Oddly enough, very few to no one says anything when my outfit includes a pant in a shade of brown. It could be the same top I’ve worn with dark pants, but now with lighter ones, and no one says anything about being dressed up. Have we become so addicted to the khakis and honey browns that when we see a man wearing navy, or even black, pants we assume they’re dressed up? Is there something that got twisted along the way that now uses a tucked in shirt as an indicator of someone who is dressed up? In September’s Vogue, there is a series of articles about the fact that many of today’s women are either scared of “dressing up” or are so confused as to what it means that they end up not “dressing up”. I think the problem extends beyond women, and into the realm of man.

The same month’s Details includes an essay about men wearing “mom jeans”—the ones that are of a light blue and may or may not be tapered at the end. Many a man will put those bad boys on, throw on a button-down and say they’re ready to go to dinner. Maybe it is about the color, then, that differentiates dressed up and dressed down. The color of many of these men’s mom jeans are in fact one that is lighter. But maybe it’s about the less than little to no thought people want to use when deciding what to wear—the mom jeans are comfortable, and they’re right there, you don’t have to search for anything else because the jeans are right where you left them when you took them off yesterday. Let’s face it, sometimes it only requires a little bit of thought, like say grabbing the chocolate brown chinos instead of the beige ones that keeps you out of mom territory and in the male gender column.

Even if your pants are not in fact dark, the simple act of tucking the shirt tail in moves you out of the generic. All of this takes the same amount of time you would use when figuring out which flip-flops to wear with your cargos (ugh). Or just put on some navy pants.

Photos: RalphLauren.com, Burberry.com

9.08.2007

Well...

Between this being my first full week of classes, and all the insanity of fashion week, I haven't been updating a whole lot. And the fact that much of NYFW is dedicated to women's wear and most of the S/S08 menswear was presented earlier this summer, there just isn't much to report on and/or discuss. I will, however, have a full run down of all S/S08 menswear within the next week.

All that being said, there are a couple folks I forgot would be showing this week, Michael Bastian included. I was glad to see his collection.

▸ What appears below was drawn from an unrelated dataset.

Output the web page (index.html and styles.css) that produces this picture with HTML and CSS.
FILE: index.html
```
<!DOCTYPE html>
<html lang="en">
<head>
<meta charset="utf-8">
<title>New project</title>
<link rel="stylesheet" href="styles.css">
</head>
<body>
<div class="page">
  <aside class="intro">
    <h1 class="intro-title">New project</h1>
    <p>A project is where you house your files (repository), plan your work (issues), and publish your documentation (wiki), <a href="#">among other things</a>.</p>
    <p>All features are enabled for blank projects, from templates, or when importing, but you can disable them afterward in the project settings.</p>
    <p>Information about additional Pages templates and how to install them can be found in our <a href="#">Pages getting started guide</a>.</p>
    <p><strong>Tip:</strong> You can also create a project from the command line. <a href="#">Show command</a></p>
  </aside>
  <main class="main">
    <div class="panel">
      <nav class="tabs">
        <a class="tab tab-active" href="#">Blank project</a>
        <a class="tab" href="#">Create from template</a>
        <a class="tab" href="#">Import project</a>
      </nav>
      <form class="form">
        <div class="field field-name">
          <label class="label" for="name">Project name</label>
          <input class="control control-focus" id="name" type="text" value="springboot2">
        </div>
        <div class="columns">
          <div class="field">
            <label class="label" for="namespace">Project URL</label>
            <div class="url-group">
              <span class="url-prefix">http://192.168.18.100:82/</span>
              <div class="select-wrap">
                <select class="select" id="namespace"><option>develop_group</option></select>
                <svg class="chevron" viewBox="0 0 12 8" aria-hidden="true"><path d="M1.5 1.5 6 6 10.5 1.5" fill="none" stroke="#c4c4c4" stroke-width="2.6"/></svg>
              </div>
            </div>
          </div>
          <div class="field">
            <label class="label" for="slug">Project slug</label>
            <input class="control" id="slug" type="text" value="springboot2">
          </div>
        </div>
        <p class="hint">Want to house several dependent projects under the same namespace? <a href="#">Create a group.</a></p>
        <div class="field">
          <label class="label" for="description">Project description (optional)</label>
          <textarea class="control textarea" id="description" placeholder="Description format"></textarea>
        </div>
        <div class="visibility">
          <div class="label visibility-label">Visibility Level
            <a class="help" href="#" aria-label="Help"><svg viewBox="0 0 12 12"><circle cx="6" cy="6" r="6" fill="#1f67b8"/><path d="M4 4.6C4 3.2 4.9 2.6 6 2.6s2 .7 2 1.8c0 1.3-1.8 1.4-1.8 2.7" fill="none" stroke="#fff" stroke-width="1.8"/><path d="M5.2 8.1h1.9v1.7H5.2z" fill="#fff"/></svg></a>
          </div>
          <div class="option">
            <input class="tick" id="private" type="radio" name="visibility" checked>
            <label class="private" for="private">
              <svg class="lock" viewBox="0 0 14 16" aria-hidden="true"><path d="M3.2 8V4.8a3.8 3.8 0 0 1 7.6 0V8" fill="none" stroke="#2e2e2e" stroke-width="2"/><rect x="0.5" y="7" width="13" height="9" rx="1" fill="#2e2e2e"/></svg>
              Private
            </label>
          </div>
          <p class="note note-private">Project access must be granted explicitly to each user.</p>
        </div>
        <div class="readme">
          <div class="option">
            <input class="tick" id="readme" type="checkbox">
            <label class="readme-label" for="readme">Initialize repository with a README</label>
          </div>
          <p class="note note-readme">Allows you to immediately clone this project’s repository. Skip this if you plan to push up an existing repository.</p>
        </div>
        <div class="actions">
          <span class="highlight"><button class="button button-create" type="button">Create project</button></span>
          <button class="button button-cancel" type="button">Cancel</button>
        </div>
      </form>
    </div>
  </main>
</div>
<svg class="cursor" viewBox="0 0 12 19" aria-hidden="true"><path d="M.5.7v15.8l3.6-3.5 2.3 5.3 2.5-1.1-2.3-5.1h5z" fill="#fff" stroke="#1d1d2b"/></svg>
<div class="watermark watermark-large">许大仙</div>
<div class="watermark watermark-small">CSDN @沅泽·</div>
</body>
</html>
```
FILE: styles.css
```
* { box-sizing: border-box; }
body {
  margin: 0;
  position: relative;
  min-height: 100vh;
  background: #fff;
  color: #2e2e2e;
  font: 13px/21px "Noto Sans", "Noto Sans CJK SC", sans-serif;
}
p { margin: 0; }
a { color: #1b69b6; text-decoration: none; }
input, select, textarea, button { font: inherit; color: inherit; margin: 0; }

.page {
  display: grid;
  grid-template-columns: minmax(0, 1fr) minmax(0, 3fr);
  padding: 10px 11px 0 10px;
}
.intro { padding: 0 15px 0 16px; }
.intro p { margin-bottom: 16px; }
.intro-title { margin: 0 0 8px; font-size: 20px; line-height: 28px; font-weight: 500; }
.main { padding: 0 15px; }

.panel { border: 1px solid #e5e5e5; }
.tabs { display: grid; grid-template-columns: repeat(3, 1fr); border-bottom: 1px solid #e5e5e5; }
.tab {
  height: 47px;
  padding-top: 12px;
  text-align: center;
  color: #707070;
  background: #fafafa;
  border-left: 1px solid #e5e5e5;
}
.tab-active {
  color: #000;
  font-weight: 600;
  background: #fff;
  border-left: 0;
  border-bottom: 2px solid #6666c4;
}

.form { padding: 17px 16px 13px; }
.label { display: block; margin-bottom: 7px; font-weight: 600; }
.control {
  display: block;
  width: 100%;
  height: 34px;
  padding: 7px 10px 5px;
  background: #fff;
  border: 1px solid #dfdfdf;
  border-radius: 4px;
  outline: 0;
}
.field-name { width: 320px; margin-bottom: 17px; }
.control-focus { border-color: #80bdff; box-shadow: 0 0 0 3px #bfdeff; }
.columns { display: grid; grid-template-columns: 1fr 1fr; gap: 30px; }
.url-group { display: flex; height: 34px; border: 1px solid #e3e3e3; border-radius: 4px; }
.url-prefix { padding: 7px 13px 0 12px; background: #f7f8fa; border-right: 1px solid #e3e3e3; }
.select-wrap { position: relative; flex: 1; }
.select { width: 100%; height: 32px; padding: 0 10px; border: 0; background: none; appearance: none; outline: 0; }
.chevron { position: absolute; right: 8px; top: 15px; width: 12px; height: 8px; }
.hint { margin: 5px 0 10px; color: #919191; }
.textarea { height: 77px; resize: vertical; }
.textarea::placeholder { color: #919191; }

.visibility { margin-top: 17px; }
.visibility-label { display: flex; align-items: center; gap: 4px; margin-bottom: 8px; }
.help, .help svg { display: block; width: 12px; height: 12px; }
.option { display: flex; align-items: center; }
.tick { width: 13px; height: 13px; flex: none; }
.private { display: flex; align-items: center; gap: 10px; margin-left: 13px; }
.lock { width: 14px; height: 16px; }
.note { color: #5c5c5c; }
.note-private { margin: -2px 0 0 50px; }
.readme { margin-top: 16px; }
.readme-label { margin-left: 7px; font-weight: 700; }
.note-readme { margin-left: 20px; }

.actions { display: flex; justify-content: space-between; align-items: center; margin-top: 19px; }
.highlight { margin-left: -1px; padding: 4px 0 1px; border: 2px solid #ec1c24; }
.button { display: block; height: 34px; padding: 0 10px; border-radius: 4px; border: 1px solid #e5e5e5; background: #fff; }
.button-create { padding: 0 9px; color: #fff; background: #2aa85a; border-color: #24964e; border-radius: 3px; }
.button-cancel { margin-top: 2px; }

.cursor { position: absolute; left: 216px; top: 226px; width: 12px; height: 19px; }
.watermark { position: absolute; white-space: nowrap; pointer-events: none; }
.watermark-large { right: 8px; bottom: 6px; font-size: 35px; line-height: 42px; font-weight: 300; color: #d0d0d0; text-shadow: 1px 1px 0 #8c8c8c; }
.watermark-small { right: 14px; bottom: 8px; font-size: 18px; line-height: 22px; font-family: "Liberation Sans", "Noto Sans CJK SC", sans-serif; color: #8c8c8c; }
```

Also, a professor whose work I much respect has asked for my take on fashion. I wanted to write back and say that I don't think anyone over five years old should wear denim shorts and that any kind of short or pant featuring cargo pockets should be burned. I don't think that's at all what she wants. I plan to write an essay within the next month detailing my take on fashion. My first step will be to read Diana Crane's "Fashion and Its Social Agendas". We'll see where I'm at after that.

Photo: Diana Crane.

9.07.2007

Thom Browne is crazy...

But I still love him. Here are some of the first looks we have from Thursday's runway, thanks to the New York Times. Despite the long fringe and the knotted shirt sleeves, Browne is making waves, of some sort. At least some of his insanity seems wearable. If only my bank account matched how much I admire this dude. I saw him when I was in NY. I nearly shit my pants. I didn't want to shout him out right during dinner, but I was in awe for sure. Maybe there's some hope that his Black Fleece collection for Brooks Brothers will some how make it down to me, and go on an insane markdown. Time will tell.

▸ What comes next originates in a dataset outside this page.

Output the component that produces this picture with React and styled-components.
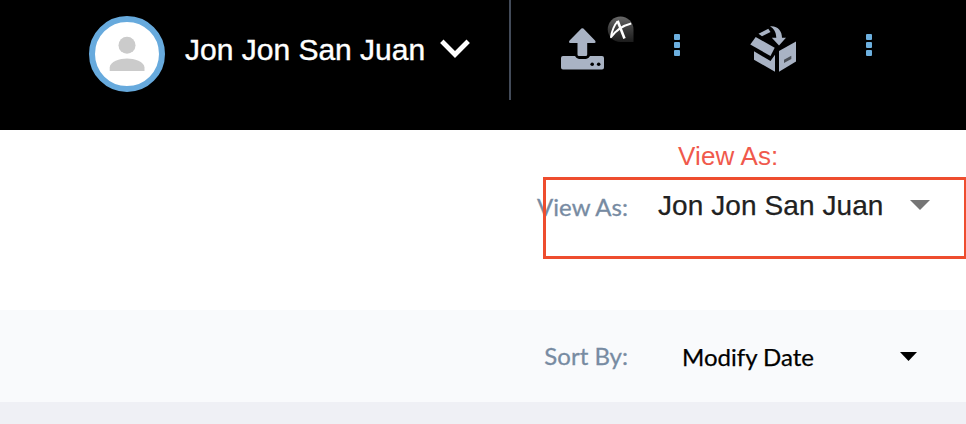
import React from "react";
import styled, { createGlobalStyle } from "styled-components";

const GlobalStyle = createGlobalStyle`
  * { box-sizing: border-box; }
  body { margin: 0; background: #fff; overflow: hidden; }
`;

const Page = styled.div`
  position: relative;
  width: 966px;
  height: 424px;
  overflow: hidden;
  background: #eff0f5;
  font-family: "Lato", sans-serif;
`;

const Header = styled.header`
  display: flex;
  align-items: flex-start;
  height: 130px;
  background: #000;
`;

const Profile = styled.div`
  display: flex;
  align-items: flex-start;
  width: 511px;
  height: 100px;
  padding: 16px 0 0 89px;
  border-right: 2px solid #434b59;
`;

const Avatar = styled.div`
  flex: none;
  width: 76px;
  height: 76px;
  border: 6px solid #67aadd;
  border-radius: 50%;
  background: #fff;
  svg { display: block; }
`;

const UserName = styled.span`
  flex: none;
  width: 255px;
  margin: 16px 0 0 20px;
  color: #fff;
  font: 30px/36px "Liberation Sans", Arial, sans-serif;
  -webkit-text-stroke: 0.4px #fff;
  white-space: nowrap;
`;

const Chevron = styled.svg`
  flex: none;
  margin-top: 22px;
`;

const Tools = styled.div`
  display: flex;
  padding-left: 48px;
  svg { flex: none; display: block; }
`;

const Tool = styled.div`
  display: flex;
  width: 191px;
`;

const Dots = styled.div`
  display: grid;
  gap: 2px;
  align-content: start;
  padding-top: 34px;
  margin-left: ${(p) => p.$gap}px;
`;

const Dot = styled.i`
  width: 6px;
  height: 6px;
  border-radius: 1px;
  background: #6db0df;
`;

const ViewRow = styled.section`
  display: flex;
  align-items: flex-start;
  height: 180px;
  padding: 61px 36px 0 0;
  background: #fff;
`;

const SortRow = styled.section`
  display: flex;
  align-items: flex-start;
  height: 92px;
  padding-top: 32px;
  background: #f9fafc;
`;

const Label = styled.label`
  flex: none;
  width: 628px;
  margin-top: ${(p) => p.$top}px;
  text-align: right;
  color: #778ba2;
  font: 24px/30px "Lato", sans-serif;
  -webkit-text-stroke: 0.3px #778ba2;
`;

const Person = styled.span`
  flex: none;
  width: 252px;
  margin-left: 30px;
  color: #212121;
  font: 28px/30px "Liberation Sans", Arial, sans-serif;
  letter-spacing: 0.08px;
  -webkit-text-stroke: 0.25px #212121;
  white-space: nowrap;
`;

const SortValue = styled.span`
  flex: none;
  width: 217.5px;
  margin-left: 54px;
  color: #000;
  font: 24px/30px "Lato", sans-serif;
  -webkit-text-stroke: 0.25px #000;
  white-space: nowrap;
`;

const Caret = styled.svg`
  flex: none;
  margin-top: ${(p) => p.$top}px;
`;

const Callout = styled.div`
  position: absolute;
  left: 543px;
  top: 177px;
  width: 423px;
  height: 82px;
  border: 3px solid #ee4d2e;
  border-right-width: 2px;
`;

const CalloutText = styled.div`
  position: absolute;
  left: 678px;
  top: 141px;
  color: #f0594c;
  font: 26px/30px "Liberation Sans", Arial, sans-serif;
  letter-spacing: 0.15px;
  white-space: nowrap;
`;

const MoreDots = ({ gap }) => (
  <Dots $gap={gap}><Dot /><Dot /><Dot /></Dots>
);

const UploadIcon = () => (
  <svg width="78" height="76" viewBox="559 0 78 76">
    <defs>
      <linearGradient id="badge" x1="0" y1="0" x2="0" y2="1">
        <stop offset="0" stopColor="#686868" />
        <stop offset="0.5" stopColor="#3c3c3c" />
        <stop offset="1" stopColor="#1c1c1c" />
      </linearGradient>
    </defs>
    <path fill="#a9b3c4" d="M581.4 28.6q1-.9 2 0l11.6 11.9q1.500 2.200-.7 2.400H587.200V54.500q0 1.500-1.500 1.500h-6.700q-1.500 0-1.500-1.500V42.900h-7.200q-2.200-.2-.7-2.400z" />
    <path fill="#a9b3c4" d="M563 56h12q1.600 3 4 3h7q2.400 0 4-3h12q2 0 2 2v9.500q0 2-2 2h-39q-2 0-2-2V58q0-2 2-2z" />
    <circle cx="592.2" cy="64.300" r="1.800" /><circle cx="598.700" cy="64.300" r="1.800" />
    <path fill="url(#badge)" d="M620.500 16.500a13 13 0 0 1 13 13V42h-13a12.700 12.700 0 0 1 0-25.500z" />
    <path fill="none" stroke="#fff" strokeWidth="1.900" strokeLinejoin="round" d="M631.200 23.500C623 25.500 616.500 29.500 611 37.200C611.500 31.500 614.500 24.500 617.600 21.300" />
    <path fill="none" stroke="#fff" strokeWidth="2.600" d="M617.600 20.800L624.500 38.500" />
  </svg>
);

const BoxIcon = () => (
  <svg width="50" height="76" viewBox="750 0 50 76" fill="#a9b3c4">
    <path d="M755.700 37L774.700 47.700 770.500 56 750.300 44.500z" />
    <path d="M754 51.300L770.500 61 775 54.800V71.700L754 59.700z" />
    <path d="M779 51L796 41.500V61.500L779 71.700z" />
    <path d="M758.500 33.700L768.300 28.800 770.500 32 762 36.300z" />
    <path d="M770 26.200C778 25.500 782 31 782 37.700H786L779 45.500 771.800 37.700H776.300C776 32 774 28.500 770 26.200z" />
    <path fill="#4b5057" d="M784 59.800L791.300 55.800V59L784 63z" />
  </svg>
);

export default function App() {
  return (
    <Page>
      <GlobalStyle />
      <Header>
        <Profile>
          <Avatar>
            <svg width="64" height="64" viewBox="95 22 64 64" fill="#cbcbcb">
              <circle cx="127" cy="45.300" r="8.500" />
              <path d="M109.700 71V67.500C109.700 61.500 120 58.400 127 58.400S144.500 61.500 144.500 67.500V71z" />
            </svg>
          </Avatar>
          <UserName>Jon Jon San Juan</UserName>
          <Chevron width="30" height="22" viewBox="440 38 30 22">
            <path d="M441.800 41.300L455 54.500 468.200 41.300" fill="none" stroke="#fff" strokeWidth="4.800" />
          </Chevron>
        </Profile>
        <Tools>
          <Tool><UploadIcon /><MoreDots gap={37} /></Tool>
          <Tool><BoxIcon /><MoreDots gap={66} /></Tool>
        </Tools>
      </Header>
      <ViewRow>
        <Label $top={1}>View As:</Label>
        <Person>Jon Jon San Juan</Person>
        <Caret $top={9} width="20" height="10" viewBox="0 0 20 10">
          <path fill="#757575" d="M0 0H20L10 10z" />
        </Caret>
      </ViewRow>
      <SortRow>
        <Label $top={-1}>Sort By:</Label>
        <SortValue>Modify Date</SortValue>
        <Caret $top={10} width="17" height="9" viewBox="0 0 17 9">
          <path fill="#000" d="M0 0H17L8.500 9z" />
        </Caret>
      </SortRow>
      <Callout />
      <CalloutText>View As:</CalloutText>
    </Page>
  );
}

I'm glad we're only into day two of NYFW. There's some hope left for some hottness.

9.05.2007

...

No word on anything NY Fashion Week. Apparently, today is the first "official" day. If so, I hope pictures from yesterday's "unofficial" happenings appear, because I need to see the Band of Outsiders' collection! Ah!

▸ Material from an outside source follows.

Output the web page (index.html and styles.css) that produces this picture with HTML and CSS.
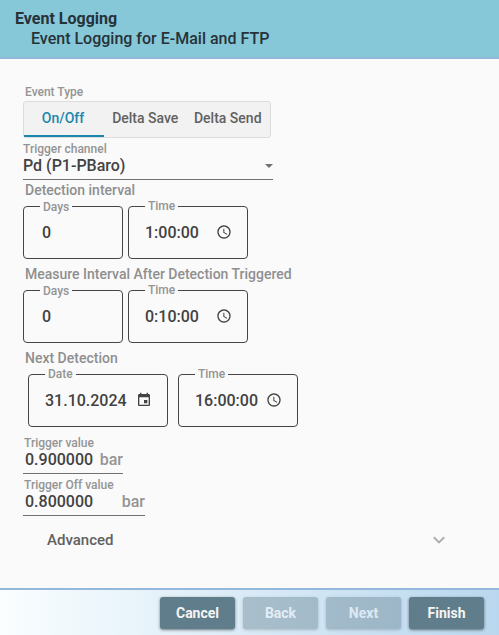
FILE: index.html
```html
<!DOCTYPE html>
<html lang="en">
<head>
<meta charset="utf-8">
<title>Event Logging</title>
<link rel="stylesheet" href="styles.css">
</head>
<body>
<svg class="defs" aria-hidden="true">
  <symbol id="clock" viewBox="0 0 24 24"><path d="M11.99 2C6.47 2 2 6.48 2 12s4.47 10 9.99 10C17.52 22 22 17.52 22 12S17.52 2 11.99 2zM12 20c-4.42 0-8-3.58-8-8s3.58-8 8-8 8 3.58 8 8-3.58 8-8 8zm.5-13H11v6l5.25 3.15.75-1.23-4.5-2.67z"/></symbol>
  <symbol id="calendar" viewBox="0 0 24 24"><path d="M17 12h-5v5h5v-5zM16 1v2H8V1H6v2H5c-1.11 0-1.99.9-1.99 2L3 19c0 1.1.89 2 2 2h14c1.1 0 2-.9 2-2V5c0-1.1-.9-2-2-2h-1V1h-2zm3 18H5V8h14v11z"/></symbol>
</svg>
<div class="dialog">
  <header class="header">
    <h1 class="title">Event Logging</h1>
    <p class="subtitle">Event Logging for E-Mail and FTP</p>
  </header>
  <main class="content">
    <div class="caption event-caption">Event Type</div>
    <div class="tabs">
      <div class="tab active">On/Off</div>
      <div class="tab">Delta Save</div>
      <div class="tab">Delta Send</div>
    </div>
    <div class="select">
      <div class="caption">Trigger channel</div>
      <div class="select-value"><span>Pd (P1-PBaro)</span><i class="arrow"></i></div>
    </div>
    <h2 class="section">Detection interval</h2>
    <div class="row">
      <div class="field days"><label>Days</label><span class="value">0</span></div>
      <div class="field time"><label>Time</label><span class="value">1:00:00</span><svg class="icon"><use href="#clock"/></svg></div>
    </div>
    <h2 class="section">Measure Interval After Detection Triggered</h2>
    <div class="row">
      <div class="field days"><label>Days</label><span class="value">0</span></div>
      <div class="field time"><label>Time</label><span class="value">0:10:00</span><svg class="icon"><use href="#clock"/></svg></div>
    </div>
    <h2 class="section">Next Detection</h2>
    <div class="row spaced">
      <div class="field date"><label>Date</label><span class="value">31.10.2024</span><svg class="icon"><use href="#calendar"/></svg></div>
      <div class="field time"><label>Time</label><span class="value">16:00:00</span><svg class="icon"><use href="#clock"/></svg></div>
    </div>
    <div class="measure">
      <div class="caption">Trigger value</div>
      <div class="reading"><span>0.900000</span><span class="unit">bar</span></div>
    </div>
    <div class="measure wide">
      <div class="caption">Trigger Off value</div>
      <div class="reading"><span>0.800000</span><span class="unit">bar</span></div>
    </div>
    <div class="advanced">
      <span>Advanced</span>
      <svg class="chevron" viewBox="0 0 12 8"><path d="M.8 1.2 6 6.4l5.2-5.2"/></svg>
    </div>
  </main>
  <footer class="footer">
    <button class="button">Cancel</button>
    <button class="button" disabled>Back</button>
    <button class="button" disabled>Next</button>
    <button class="button">Finish</button>
  </footer>
</div>
</body>
</html>
```
FILE: styles.css
```css
* { box-sizing: border-box; }
body {
  margin: 0;
  font-family: Roboto, "Liberation Sans", sans-serif;
  font-weight: 500;
  color: #424242;
  background: #fafafa;
}
.defs { display: none; }
.dialog {
  display: flex;
  flex-direction: column;
  width: 499px;
  height: 635px;
}
.header {
  height: 59px;
  padding: 9px 15px 0;
  background: #86c8d8;
  border-bottom: 2px solid #94b8dc;
  color: #263238;
}
.title {
  margin: 0;
  font-size: 16px;
  line-height: 20px;
  font-weight: 700;
}
.subtitle {
  margin: 0 0 0 16px;
  font-size: 16px;
  line-height: 20px;
}
.content { flex: 1; padding: 25px 23px 0; }
.caption {
  font-size: 12px;
  line-height: 16px;
  font-weight: 500;
  color: #949494;
}
.event-caption { padding-left: 2px; margin-bottom: 1px; }
.tabs {
  display: flex;
  width: 248px;
  height: 37px;
  border: 1px solid #dcdcdc;
  border-radius: 3px;
  background: #f2f2f2;
}
.tab {
  width: 82.5px;
  text-align: center;
  font-size: 14px;
  line-height: 33px;
  color: #616161;
  white-space: nowrap;
}
.tab.active {
  width: 80px;
  padding-right: 2px;
  color: #1c87ad;
  border-bottom: 2px solid #1c87ad;
}
.select { width: 250px; height: 42px; padding-top: 3px; border-bottom: 1px solid #707070; }
.select-value {
  display: flex;
  align-items: center;
  justify-content: space-between;
  font-size: 16px;
  line-height: 18px;
}
.arrow {
  border: 4px solid transparent;
  border-top-color: #707070;
  border-bottom: 0;
}
.section {
  margin: 0;
  padding-left: 2px;
  height: 26px;
  font-size: 14px;
  line-height: 20px;
  font-weight: 500;
  color: #8f8f8f;
}
.row {
  display: flex;
  gap: 5px;
  height: 53px;
  margin-bottom: 5px;
}
.row.spaced { gap: 10px; padding-left: 5px; margin-bottom: 8px; }
.field {
  position: relative;
  display: flex;
  align-items: center;
  justify-content: space-between;
  width: 120px;
  padding: 0 15px 0 16px;
  border: 1px solid #454545;
  border-radius: 4px;
  font-size: 16px;
}
.field.days { width: 100px; padding-left: 18px; }
.field.date { width: 140px; }
.field label {
  position: absolute;
  left: 16px;
  top: -9px;
  padding: 0 3px;
  background: #fafafa;
  font-size: 12px;
  line-height: 16px;
  font-weight: 500;
  color: #949494;
}
.field.days label { top: -8px; }
.icon { width: 16px; height: 16px; margin-bottom: 1px; fill: #424242; }
.measure { width: 100px; height: 39px; margin-bottom: 3px; border-bottom: 1px solid #707070; }
.measure.wide { width: 122px; margin-bottom: 14px; }
.measure .caption { padding-left: 1px; }
.reading {
  display: flex;
  justify-content: space-between;
  padding-left: 2px;
  font-size: 16px;
  line-height: 18px;
}
.unit { color: #949494; }
.advanced {
  display: flex;
  align-items: center;
  justify-content: space-between;
  padding: 0 31px 0 24px;
  font-size: 15px;
  line-height: 20px;
  color: #616161;
}
.chevron { width: 12px; height: 8px; fill: none; stroke: #adadad; stroke-width: 2; }
.footer {
  display: flex;
  justify-content: flex-end;
  gap: 8px;
  height: 47px;
  padding: 7px 15px 0 0;
  border-top: 2px solid #94b8dc;
  background: linear-gradient(to right, #fafeff, #b9d7ee);
}
.button {
  width: 75px;
  height: 32px;
  padding: 0;
  border: 0;
  border-radius: 3px;
  background: #607d8b;
  color: #f5f5f5;
  font: 700 14px Roboto, sans-serif;
  box-shadow: 0 1px 3px rgba(0, 0, 0, .5);
}
.button:disabled { opacity: .4; }
```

In other news, I just bought the Italian chino suit jacket from J.Crew's online sale. I'm not sure what, beyond denim, that I'll wear it with right now, or even when I'll wear it, as khaki colored suits are not necessarily fall gear. But I don't yet plan on wearing the full suit (the pants are no longer in stock), so I think it'll work as a sports coat. Either way, for $100 for everything including shipping, it was too much to pass up--I had to have it!

Speaking of fall and jackets, I have found myself stalking Philip Lim's boy-cut pea coat. Because I don't live in NY, I can't just roll up to the store and try it on. But I want to know what it might look like on me. And I'm just not sure if it's a good look at all. Yet, I still think it's kind of awesome. Ugh. I don't know.

9.03.2007

NY Fashion Week begins tomorrow.

Who I'm excited to see:

- Band of Outsiders (Tuesday - presentation)
- Rag and Bone (Wednesday - runway)
- Thom Browne (Thursday - runway)
- Ralph Lauren (Saturday - runway)
- 3.1 Philip Lim (Sunday - runway)

Despite the huge numbers of designers showing over the next week, I'm into only a few. Milan and Paris showed S/S08 earlier this summer, so we're really catching the tail end of the men's designs for next season.

I was only sort of impressed by the Europeans. I was disappointed by Chris Bailey, whose Prorsum line for Burberry seemed rather strange, and I tend t
o love most things they do over there. I enjoyed Balenciaga, but that may be because I love Ghesquiere's work for his women's line. There were a few other bright spots, Gucci comes to mind, but nothing particularly outstanding.


Photos: Burberry Prorsum, Balenciaga, Gucci -- courtesy men.style.com

I'll be more interested in the F/W08 collections we'll see early next year, particularly that of Kris Van Assche for Dior. I quite like his own line, but was a little weirded out by his designs for Dior. Obviously, he's not Slimane so his work will be different, but I am so used to seeing the Slimane silhouette, etc. However, Van Assche's take was welcome because he did his own version of Dior rather than a Hedi-redux, which he rightfully should as their new taste maker.

We'll see what NY has in store for us.